Since n = pq, then when an integer modulo n is a square, then it has (in general) four square roots. This can be seen by reasoning modulo p and modulo q: a square has two roots modulo p, and two roots modulo q, which makes for four combinations.
More precisely, modulo a prime p, if y has a square root x, it also has another square root which is -x. The same applies modulo q, and makes four combinations. What you look for is a pair of values (a,b) such that both are square roots of the same value (i.e. a2 = b2 mod n), a = b mod p, and a = -b mod q (or vice versa). If you have such a pair, then c = a-b mod n will be an integer that is equal to 0 modulo p but not modulo q; in other terms, c will be a multiple of p but not of q, so a simple GCD computation between c and n will reveal p.
Suppose that you have a box that can compute square roots modulo n. Then, the attack works thus: generate a random a modulo n; compute a2 mod n and send it to the box. The box will return a square root b (one of the four possible square roots). If the box returns a itself, or n-a, then this round fails, and the attacker must start again with another random a. This happens 50% of the time. But if the box returns one of the two other square roots of a2, then the GCD explained above reveals a factor of n.

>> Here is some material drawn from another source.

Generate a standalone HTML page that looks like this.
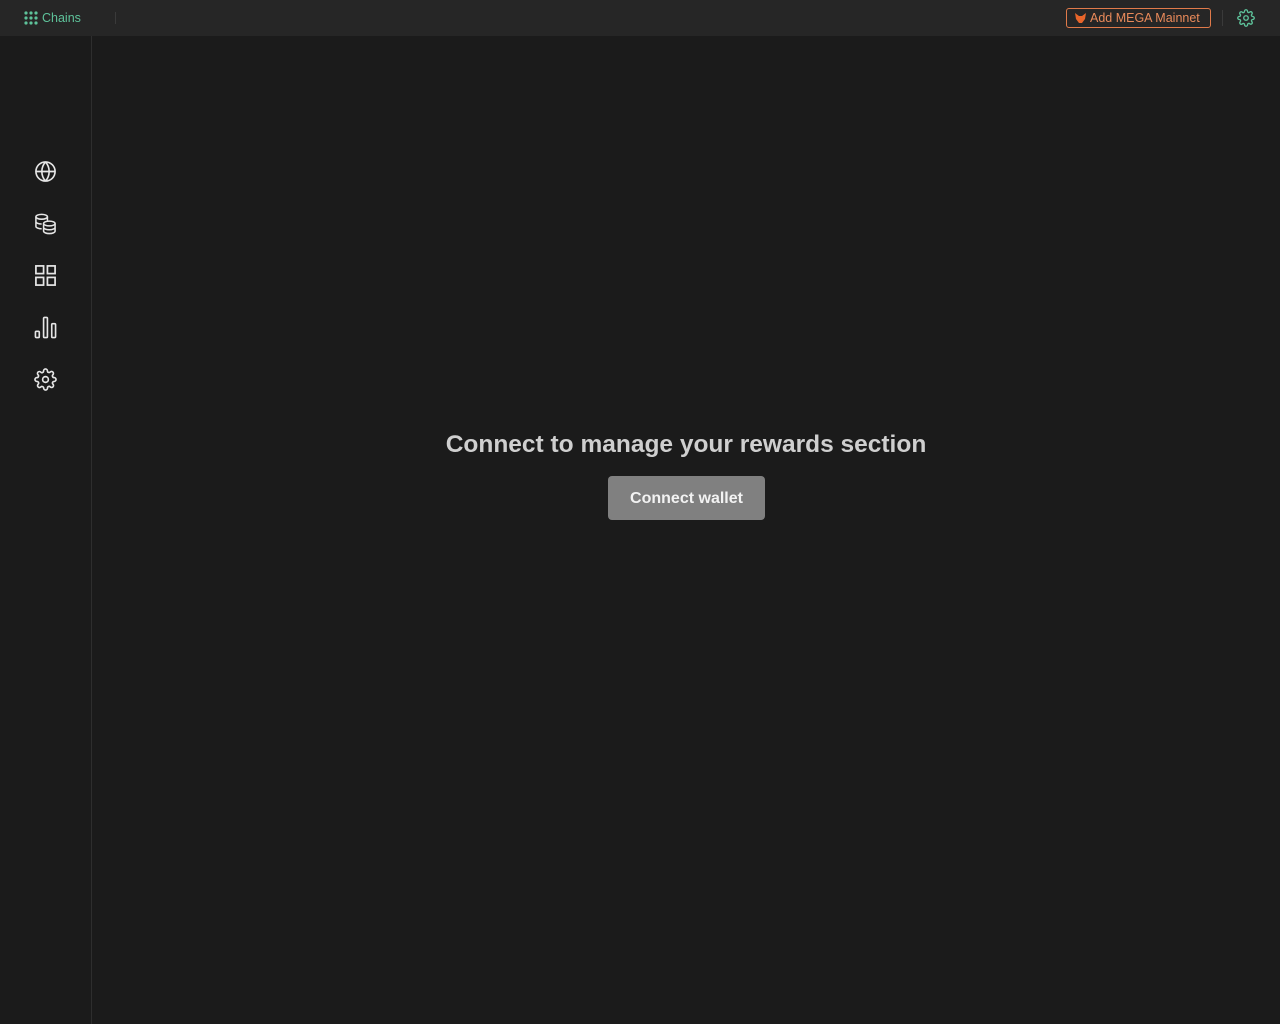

There is no square root choosing strategy from the box that can prevent this attack from working, because the attacker chooses a completely at random.
The above does NOT show that "Rabin encryption is equivalent to factoring". What it shows is that the general ability to extract square roots modulo n is equivalent to knowing the factors of n. The term "general" here means that the ability works for a substantial proportion of values which are squares modulo n. Anybody can compute square roots for some values (e.g. if we work modulo n and you challenge me with the value "9" then I can answer that a square root of that value modulo n is "3", and I can do that even without knowing the factors of n); but if you can do that for a non-negligible fraction of all integers modulo n then you can factor n.
There is no actual standard that specifies Rabin encryption, but if there was, then that standard would probably entail some sort of padding, because, as explained above, a square has four square roots. The decryption engine must choose which one is the right one. A simple strategy for that is to add some redundant padding: when encrypting message m, convert it to an integer x by appending h(m) to m (for some hash function h) and then interpreting the whole as an integer. Then, upon decryption, recompute the hash to know whether you got the correct square root, and not one of the three others. (The padding would also have to include some randomness to avoid brute force on the plaintext.)
With such a padding, a box that can decrypt things may return the decrypted value, OR it could say "this does not decrypt to anything that is properly padded". Then the attack explained above no longer works; the attacker will have to find a value a such that another square root b (which is neither a or -a) ends with a proper padding, otherwise the decryption oracle won't return it. Depending on how the padding is exactly defined, then the probability to hit such a value could be too small to actually happen.
Therefore, while extracting square roots modulo n is equivalent to factoring n, it cannot be said, in all generality, that practical Rabin encryption is equivalent to factoring. This depends on the details of padding and usage, details which are not, currently, defined.